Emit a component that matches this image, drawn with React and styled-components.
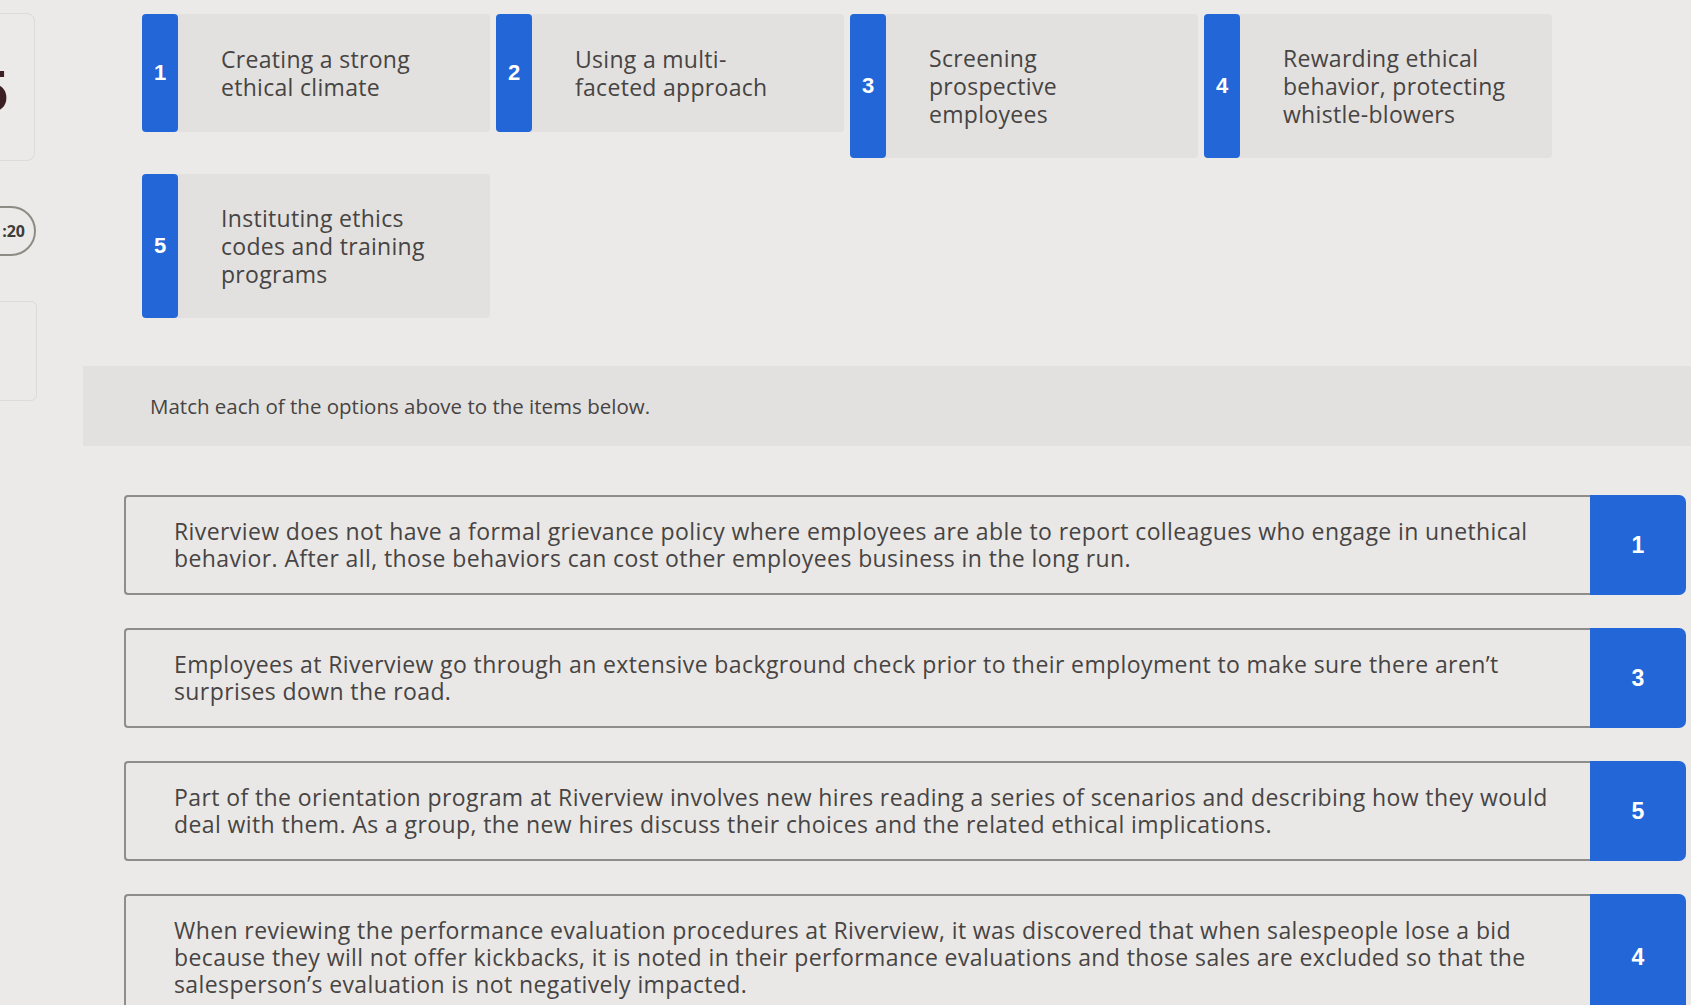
import styled, { createGlobalStyle } from "styled-components";

const options = [
  { n: 1, text: "Creating a strong ethical climate" },
  { n: 2, text: "Using a multi-faceted approach" },
  { n: 3, text: "Screening prospective employees" },
  { n: 4, text: "Rewarding ethical behavior, protecting whistle-blowers" },
  { n: 5, text: "Instituting ethics codes and training programs" },
];

const items = [
  {
    answer: 1,
    text: "Riverview does not have a formal grievance policy where employees are able to report colleagues who engage in unethical behavior. After all, those behaviors can cost other employees business in the long run.",
  },
  {
    answer: 3,
    text: "Employees at Riverview go through an extensive background check prior to their employment to make sure there aren\u2019t surprises down the road.",
  },
  {
    answer: 5,
    text: "Part of the orientation program at Riverview involves new hires reading a series of scenarios and describing how they would deal with them. As a group, the new hires discuss their choices and the related ethical implications.",
  },
  {
    answer: 4,
    text: "When reviewing the performance evaluation procedures at Riverview, it was discovered that when salespeople lose a bid because they will not offer kickbacks, it is noted in their performance evaluations and those sales are excluded so that the salesperson\u2019s evaluation is not negatively impacted.",
  },
];

const App = () => {
  return (
    <Page>
      <GlobalStyle />
      <Sidebar>
        <ProgressCard>
          <BigDigit>5</BigDigit>
        </ProgressCard>
        <TimerPill>:20</TimerPill>
        <EmptyBox />
      </Sidebar>
      <Main>
        <OptionsGrid>
          {options.map((o) => (
            <OptionCard key={o.n}>
              <NumberStrip>{o.n}</NumberStrip>
              <OptionBody>
                <OptionText>{o.text}</OptionText>
              </OptionBody>
            </OptionCard>
          ))}
        </OptionsGrid>
        <Instructions>
          <p>Match each of the options above to the items below.</p>
        </Instructions>
        <ItemList>
          {items.map((it, i) => (
            <ItemRow key={i}>
              <ItemText>{it.text}</ItemText>
              <AnswerBox>{it.answer}</AnswerBox>
            </ItemRow>
          ))}
        </ItemList>
      </Main>
    </Page>
  );
};

const GlobalStyle = createGlobalStyle`
  body {
    margin: 0;
    background-color: #ebeae8;
    font-family: "Open Sans", "Liberation Sans", sans-serif;
    color: #474443;
    overflow: hidden;
  }
`;

const Page = styled.div`
  display: flex;
  min-height: 1005px;
  background-color: #ebeae8;
`;

const Sidebar = styled.div`
  width: 38px;
  flex-shrink: 0;
  overflow: hidden;
  display: flex;
  flex-direction: column;
  align-items: flex-end;
  padding-top: 13px;
`;

const ProgressCard = styled.div`
  width: 80px;
  height: 148px;
  margin-right: 3px;
  border: 1px solid #dcdbd8;
  border-radius: 8px;
  display: flex;
  align-items: center;
  justify-content: flex-end;
  padding: 8px 26px 0 0;
  box-sizing: border-box;
`;

const BigDigit = styled.span`
  font-family: "Liberation Sans", sans-serif;
  font-size: 58px;
  font-weight: 700;
  color: #3b1f22;
  line-height: 1;
`;

const TimerPill = styled.div`
  margin-top: 45px;
  margin-right: 2px;
  width: 60px;
  height: 50px;
  border: 2px solid #8d8b83;
  border-radius: 0 26px 26px 0;
  display: flex;
  align-items: center;
  justify-content: flex-end;
  padding-right: 9px;
  box-sizing: border-box;
  font-size: 16px;
  font-weight: 700;
  color: #3e3c3a;
`;

const EmptyBox = styled.div`
  margin-top: 45px;
  margin-right: 1px;
  width: 60px;
  height: 98px;
  border: 1px solid #dcdbd8;
  border-radius: 6px;
`;

const Main = styled.div`
  flex: 1;
  padding-top: 14px;
`;

const OptionsGrid = styled.div`
  display: flex;
  flex-wrap: wrap;
  align-items: flex-start;
  column-gap: 6px;
  row-gap: 16px;
  margin-left: 104px;
  width: 1410px;
`;

const OptionCard = styled.div`
  display: flex;
  width: 348px;
  align-items: stretch;
  background-color: #e2e1df;
  border-radius: 4px;
  min-height: 118px;
`;

const NumberStrip = styled.div`
  width: 36px;
  flex-shrink: 0;
  background-color: #2366d8;
  border-radius: 4px;
  color: #fff;
  font-family: "Liberation Sans", sans-serif;
  font-weight: 700;
  font-size: 22px;
  display: flex;
  align-items: center;
  justify-content: center;
`;

const OptionBody = styled.div`
  padding: 30px 0 30px 43px;
  display: flex;
  align-items: center;
`;

const OptionText = styled.span`
  display: block;
  width: 228px;
  font-size: 23px;
  letter-spacing: 0.3px;
  line-height: 28px;
`;

const Instructions = styled.div`
  margin-top: 48px;
  margin-left: 45px;
  height: 80px;
  background-color: #e2e1df;
  display: flex;
  align-items: center;
  padding-left: 67px;
  font-size: 20.5px;

  p {
    margin: 0;
  }
`;

const ItemList = styled.div`
  display: flex;
  flex-direction: column;
  gap: 33px;
  margin: 49px 5px 0 86px;
`;

const ItemRow = styled.div`
  display: flex;
  align-items: stretch;
`;

const ItemText = styled.div`
  flex: 1;
  border: 2px solid #8e8d8a;
  border-right: none;
  border-radius: 4px 0 0 4px;
  padding: 21px 34px 21px 48px;
  font-size: 23px;
  letter-spacing: 0.4px;
  line-height: 27px;
  background-color: #e9e8e6;
`;

const AnswerBox = styled.div`
  width: 96px;
  flex-shrink: 0;
  background-color: #2366d8;
  border-radius: 0 7px 7px 0;
  color: #fff;
  font-family: "Liberation Sans", sans-serif;
  font-weight: 700;
  font-size: 23px;
  display: flex;
  align-items: center;
  justify-content: center;
`;

export default App;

────────────────────────────────────────

Problem to work on: Set every line down exactly as written, leaving each picture out.

Final result:
Emit a component that matches this image, drawn with React and styled-components.
import styled, { createGlobalStyle } from "styled-components";

const options = [
  { n: 1, text: "Creating a strong ethical climate" },
  { n: 2, text: "Using a multi-faceted approach" },
  { n: 3, text: "Screening prospective employees" },
  { n: 4, text: "Rewarding ethical behavior, protecting whistle-blowers" },
  { n: 5, text: "Instituting ethics codes and training programs" },
];

const items = [
  {
    answer: 1,
    text: "Riverview does not have a formal grievance policy where employees are able to report colleagues who engage in unethical behavior. After all, those behaviors can cost other employees business in the long run.",
  },
  {
    answer: 3,
    text: "Employees at Riverview go through an extensive background check prior to their employment to make sure there aren\u2019t surprises down the road.",
  },
  {
    answer: 5,
    text: "Part of the orientation program at Riverview involves new hires reading a series of scenarios and describing how they would deal with them. As a group, the new hires discuss their choices and the related ethical implications.",
  },
  {
    answer: 4,
    text: "When reviewing the performance evaluation procedures at Riverview, it was discovered that when salespeople lose a bid because they will not offer kickbacks, it is noted in their performance evaluations and those sales are excluded so that the salesperson\u2019s evaluation is not negatively impacted.",
  },
];

const App = () => {
  return (
    <Page>
      <GlobalStyle />
      <Sidebar>
        <ProgressCard>
          <BigDigit>5</BigDigit>
        </ProgressCard>
        <TimerPill>:20</TimerPill>
        <EmptyBox />
      </Sidebar>
      <Main>
        <OptionsGrid>
          {options.map((o) => (
            <OptionCard key={o.n}>
              <NumberStrip>{o.n}</NumberStrip>
              <OptionBody>
                <OptionText>{o.text}</OptionText>
              </OptionBody>
            </OptionCard>
          ))}
        </OptionsGrid>
        <Instructions>
          <p>Match each of the options above to the items below.</p>
        </Instructions>
        <ItemList>
          {items.map((it, i) => (
            <ItemRow key={i}>
              <ItemText>{it.text}</ItemText>
              <AnswerBox>{it.answer}</AnswerBox>
            </ItemRow>
          ))}
        </ItemList>
      </Main>
    </Page>
  );
};

const GlobalStyle = createGlobalStyle`
  body {
    margin: 0;
    background-color: #ebeae8;
    font-family: "Open Sans", "Liberation Sans", sans-serif;
    color: #474443;
    overflow: hidden;
  }
`;

const Page = styled.div`
  display: flex;
  min-height: 1005px;
  background-color: #ebeae8;
`;

const Sidebar = styled.div`
  width: 38px;
  flex-shrink: 0;
  overflow: hidden;
  display: flex;
  flex-direction: column;
  align-items: flex-end;
  padding-top: 13px;
`;

const ProgressCard = styled.div`
  width: 80px;
  height: 148px;
  margin-right: 3px;
  border: 1px solid #dcdbd8;
  border-radius: 8px;
  display: flex;
  align-items: center;
  justify-content: flex-end;
  padding: 8px 26px 0 0;
  box-sizing: border-box;
`;

const BigDigit = styled.span`
  font-family: "Liberation Sans", sans-serif;
  font-size: 58px;
  font-weight: 700;
  color: #3b1f22;
  line-height: 1;
`;

const TimerPill = styled.div`
  margin-top: 45px;
  margin-right: 2px;
  width: 60px;
  height: 50px;
  border: 2px solid #8d8b83;
  border-radius: 0 26px 26px 0;
  display: flex;
  align-items: center;
  justify-content: flex-end;
  padding-right: 9px;
  box-sizing: border-box;
  font-size: 16px;
  font-weight: 700;
  color: #3e3c3a;
`;

const EmptyBox = styled.div`
  margin-top: 45px;
  margin-right: 1px;
  width: 60px;
  height: 98px;
  border: 1px solid #dcdbd8;
  border-radius: 6px;
`;

const Main = styled.div`
  flex: 1;
  padding-top: 14px;
`;

const OptionsGrid = styled.div`
  display: flex;
  flex-wrap: wrap;
  align-items: flex-start;
  column-gap: 6px;
  row-gap: 16px;
  margin-left: 104px;
  width: 1410px;
`;

const OptionCard = styled.div`
  display: flex;
  width: 348px;
  align-items: stretch;
  background-color: #e2e1df;
  border-radius: 4px;
  min-height: 118px;
`;

const NumberStrip = styled.div`
  width: 36px;
  flex-shrink: 0;
  background-color: #2366d8;
  border-radius: 4px;
  color: #fff;
  font-family: "Liberation Sans", sans-serif;
  font-weight: 700;
  font-size: 22px;
  display: flex;
  align-items: center;
  justify-content: center;
`;

const OptionBody = styled.div`
  padding: 30px 0 30px 43px;
  display: flex;
  align-items: center;
`;

const OptionText = styled.span`
  display: block;
  width: 228px;
  font-size: 23px;
  letter-spacing: 0.3px;
  line-height: 28px;
`;

const Instructions = styled.div`
  margin-top: 48px;
  margin-left: 45px;
  height: 80px;
  background-color: #e2e1df;
  display: flex;
  align-items: center;
  padding-left: 67px;
  font-size: 20.5px;

  p {
    margin: 0;
  }
`;

const ItemList = styled.div`
  display: flex;
  flex-direction: column;
  gap: 33px;
  margin: 49px 5px 0 86px;
`;

const ItemRow = styled.div`
  display: flex;
  align-items: stretch;
`;

const ItemText = styled.div`
  flex: 1;
  border: 2px solid #8e8d8a;
  border-right: none;
  border-radius: 4px 0 0 4px;
  padding: 21px 34px 21px 48px;
  font-size: 23px;
  letter-spacing: 0.4px;
  line-height: 27px;
  background-color: #e9e8e6;
`;

const AnswerBox = styled.div`
  width: 96px;
  flex-shrink: 0;
  background-color: #2366d8;
  border-radius: 0 7px 7px 0;
  color: #fff;
  font-family: "Liberation Sans", sans-serif;
  font-weight: 700;
  font-size: 23px;
  display: flex;
  align-items: center;
  justify-content: center;
`;

export default App;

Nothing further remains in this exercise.